И все-таки Борис Житков оставил после себя энциклопедию. Да еще такую, которая вся, от первой страницы до последней, написана им одним. Да еще самую трудноисполнимую, какую только можно себе вообразить: энциклопедию для малышей, которых и читателями-то не назовешь, потому что они и читать еще не умеют - только-только говорить научились. И самое любимое их слово: "почему?".
В августе 1936 года впервые появляются в письмах и дневнике Житкова упоминания о будущей энциклопедии - о "Почемучке", как он ее называл в просторечии, то есть книге, озаглавленной: "Что я видел".
15 августа 1936 года записано: "Надо браться за книгу для четырехлеток", и 17 августа: "Написал за эти три дня 7 страниц "Почемучки".

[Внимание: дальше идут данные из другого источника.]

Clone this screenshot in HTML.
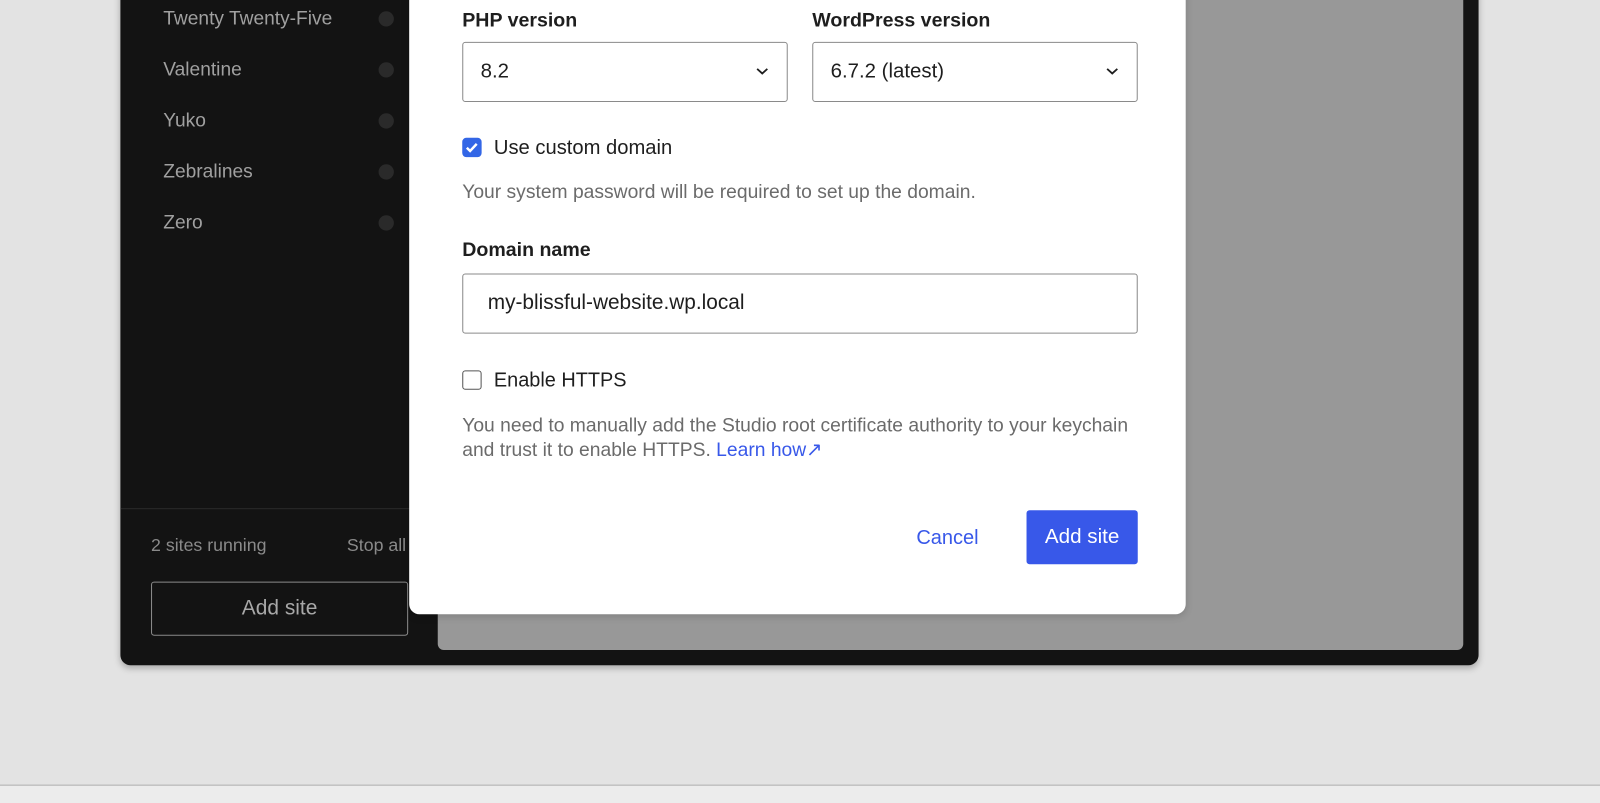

И с тех пор - целая серия записей, вызванных опасениями и тревогой. Трудность избранной задачи и увлекала и пугала его. "Очень трудную форму я взял, - пишет он сестре 30 августа 1936 года, - от первого лица. И этому "я" 4 года. Объясни метро - мозги вывихнешь. Ну, да там видно будет: напишу до конца, а там начну вычеркивать, что уж очень туго будет. Этакого никто нигде еще не писал. Тропинок по этим джунглям не проторено, и я рвусь целиной и уже ободрался достаточно. Но передыхать тут нельзя, иначе от всего откажешься. Сядешь наземь и заплачешь".

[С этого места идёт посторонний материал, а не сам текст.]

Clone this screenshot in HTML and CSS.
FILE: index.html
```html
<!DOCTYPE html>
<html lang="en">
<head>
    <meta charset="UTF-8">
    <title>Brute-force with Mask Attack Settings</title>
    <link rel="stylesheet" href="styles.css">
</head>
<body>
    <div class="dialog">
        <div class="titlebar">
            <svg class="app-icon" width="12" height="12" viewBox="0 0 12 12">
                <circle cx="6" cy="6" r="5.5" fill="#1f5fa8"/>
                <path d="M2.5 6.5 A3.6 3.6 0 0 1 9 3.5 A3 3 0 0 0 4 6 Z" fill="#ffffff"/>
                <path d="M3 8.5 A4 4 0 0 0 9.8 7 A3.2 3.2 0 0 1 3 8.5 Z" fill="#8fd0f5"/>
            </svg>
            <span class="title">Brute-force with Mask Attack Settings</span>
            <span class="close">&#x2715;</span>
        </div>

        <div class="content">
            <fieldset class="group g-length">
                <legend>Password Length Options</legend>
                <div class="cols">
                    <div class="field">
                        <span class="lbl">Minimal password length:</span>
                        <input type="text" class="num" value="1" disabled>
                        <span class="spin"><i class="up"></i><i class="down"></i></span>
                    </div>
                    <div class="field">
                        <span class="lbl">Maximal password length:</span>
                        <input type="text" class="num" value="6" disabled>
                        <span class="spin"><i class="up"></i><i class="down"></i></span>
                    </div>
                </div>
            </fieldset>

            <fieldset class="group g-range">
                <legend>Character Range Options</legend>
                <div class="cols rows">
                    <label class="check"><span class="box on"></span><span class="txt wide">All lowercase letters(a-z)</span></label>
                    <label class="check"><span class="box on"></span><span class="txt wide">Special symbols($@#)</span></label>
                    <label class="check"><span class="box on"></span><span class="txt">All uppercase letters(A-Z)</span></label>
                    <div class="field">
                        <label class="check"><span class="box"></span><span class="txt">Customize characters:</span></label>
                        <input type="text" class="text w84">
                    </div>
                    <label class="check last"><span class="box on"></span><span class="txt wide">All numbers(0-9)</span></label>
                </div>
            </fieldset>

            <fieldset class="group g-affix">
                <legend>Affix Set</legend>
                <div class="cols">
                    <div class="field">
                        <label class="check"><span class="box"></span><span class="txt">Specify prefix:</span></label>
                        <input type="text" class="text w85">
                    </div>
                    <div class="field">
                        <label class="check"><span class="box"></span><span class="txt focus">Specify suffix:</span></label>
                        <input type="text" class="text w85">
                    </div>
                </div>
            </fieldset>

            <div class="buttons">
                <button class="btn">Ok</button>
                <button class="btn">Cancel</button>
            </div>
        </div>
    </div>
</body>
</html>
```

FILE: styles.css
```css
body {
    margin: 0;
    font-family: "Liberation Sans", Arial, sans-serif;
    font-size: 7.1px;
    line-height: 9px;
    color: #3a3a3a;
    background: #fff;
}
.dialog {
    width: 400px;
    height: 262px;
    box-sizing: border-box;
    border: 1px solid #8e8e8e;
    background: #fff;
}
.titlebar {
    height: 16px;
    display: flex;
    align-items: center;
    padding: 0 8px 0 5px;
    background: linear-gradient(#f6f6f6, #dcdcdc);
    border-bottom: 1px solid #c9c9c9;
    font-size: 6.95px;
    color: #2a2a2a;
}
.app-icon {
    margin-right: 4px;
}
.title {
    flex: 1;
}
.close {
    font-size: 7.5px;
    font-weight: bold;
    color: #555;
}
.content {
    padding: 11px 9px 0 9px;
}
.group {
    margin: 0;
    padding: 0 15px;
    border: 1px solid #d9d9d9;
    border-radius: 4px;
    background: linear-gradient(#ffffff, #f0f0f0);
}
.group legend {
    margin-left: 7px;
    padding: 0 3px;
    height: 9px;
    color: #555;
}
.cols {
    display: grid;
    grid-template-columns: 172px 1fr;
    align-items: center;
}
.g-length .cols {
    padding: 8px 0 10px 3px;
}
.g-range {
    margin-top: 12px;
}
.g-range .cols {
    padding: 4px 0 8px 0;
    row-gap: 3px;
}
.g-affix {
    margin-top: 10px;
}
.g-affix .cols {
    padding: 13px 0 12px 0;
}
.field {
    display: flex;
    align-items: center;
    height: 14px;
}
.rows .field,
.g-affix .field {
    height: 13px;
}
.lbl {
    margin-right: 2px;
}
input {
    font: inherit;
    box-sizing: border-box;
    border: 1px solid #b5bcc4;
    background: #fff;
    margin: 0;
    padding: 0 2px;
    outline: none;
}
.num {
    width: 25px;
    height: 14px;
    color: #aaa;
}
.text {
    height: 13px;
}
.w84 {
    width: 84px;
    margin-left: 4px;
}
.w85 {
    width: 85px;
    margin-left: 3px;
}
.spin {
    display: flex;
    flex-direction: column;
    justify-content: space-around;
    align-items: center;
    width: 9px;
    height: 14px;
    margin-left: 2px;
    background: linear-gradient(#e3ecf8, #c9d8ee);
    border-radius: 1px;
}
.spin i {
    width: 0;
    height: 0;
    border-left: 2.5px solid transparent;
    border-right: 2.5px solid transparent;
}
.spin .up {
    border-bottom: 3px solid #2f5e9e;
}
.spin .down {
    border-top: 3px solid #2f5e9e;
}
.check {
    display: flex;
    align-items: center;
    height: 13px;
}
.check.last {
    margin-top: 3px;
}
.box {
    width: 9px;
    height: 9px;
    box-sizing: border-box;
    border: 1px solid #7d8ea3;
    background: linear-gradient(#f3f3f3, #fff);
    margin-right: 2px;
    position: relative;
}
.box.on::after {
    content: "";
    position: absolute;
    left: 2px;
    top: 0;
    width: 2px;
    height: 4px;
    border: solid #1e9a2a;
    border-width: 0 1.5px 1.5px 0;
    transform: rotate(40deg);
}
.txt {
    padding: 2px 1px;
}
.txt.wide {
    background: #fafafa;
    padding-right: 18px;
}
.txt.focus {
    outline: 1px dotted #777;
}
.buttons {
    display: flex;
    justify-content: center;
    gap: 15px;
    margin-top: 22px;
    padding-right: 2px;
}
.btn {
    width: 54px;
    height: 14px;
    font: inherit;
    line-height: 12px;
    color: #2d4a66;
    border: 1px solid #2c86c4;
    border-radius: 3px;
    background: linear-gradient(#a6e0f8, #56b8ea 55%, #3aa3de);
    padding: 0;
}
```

"По ночам я пишу... "Почемучку", - записывает он в дневнике 31 августа 1936 года.
– Уж дело близится к трем листам... Не было еще примера "производственной" книжки для четырехлетних". "Поверьте, что описать метро почемучьим языком мне было нелегко, - писал он 1 сентября 1936 года художнице Сафоновой, иллюстрировавшей его книгу.
– Из мозгов, говорю, опилки сыплются".
Каждый рассказ Житкова для маленьких - будь то "Красный командир", или "Разиня", или "Как папа меня спасал" - имеет драматическое зерно, напряженный сюжет. Житков понимал, что и "познавательная" книга для маленьких должна иметь сюжет, развиваться драматически, иначе дети, да еще четырехлетние, будут воспринимать ее со скукой, то есть не воспримут вовсе. Книга "Что я видел", по замыслу автора, - энциклопедия, собрание ответов на самые разные "почему". Она должна объяснить четырехлетнему ребенку, что такое метро, что такое баштан, Красная Армия, аэропорт и зоосад. В научно-художественных книгах Житкова для подростков сюжетом, придающим им драматическое напряжение, были "перипетии научной мысли". "Провалы и удачи гениальных исследователей - вот что должно драматизировать "производственную" книгу", - писал Житков в статье "О "производственной" книге". Четырехлетние же не интересуются перипетиями научной мысли и провалами и удачами исследователей. Они ждут прямого ответа на прямые и совершенно конкретные вопросы: что такое метро? Кто живет в зоологическом саду? А почему у слона такой длинный хобот? Значит, сюжетом "познавательной" книги для маленьких не может быть "борьба и трагедия", драматизировать ее должно что-то другое. Чем же будут связаны между собой все эти предметы, столь далекие друг от друга: баштан и аэропорт, Дворец пионеров и Красная Армия?
Сюжетом книги Житков сделал путешествие четырехлетнего Алеши. С мамой Алеша побывал в Москве - впервые увидел вокзал, поезд, а потом такси, семафор, гостиницу, Кремль. Из Москвы он отправился на Украину, к бабушке в колхоз, - тут увидел он леса и поля, огороды, сады, баштаны. Потом на самолете он прилетел к отцу в Харьков. В пути и на месте неустанно спрашивал Алеша: "Почему?" Мальчик познает мир - вот что сделалось сюжетом книги - и познает его не статически, а, как и свойственно детям, - в действии.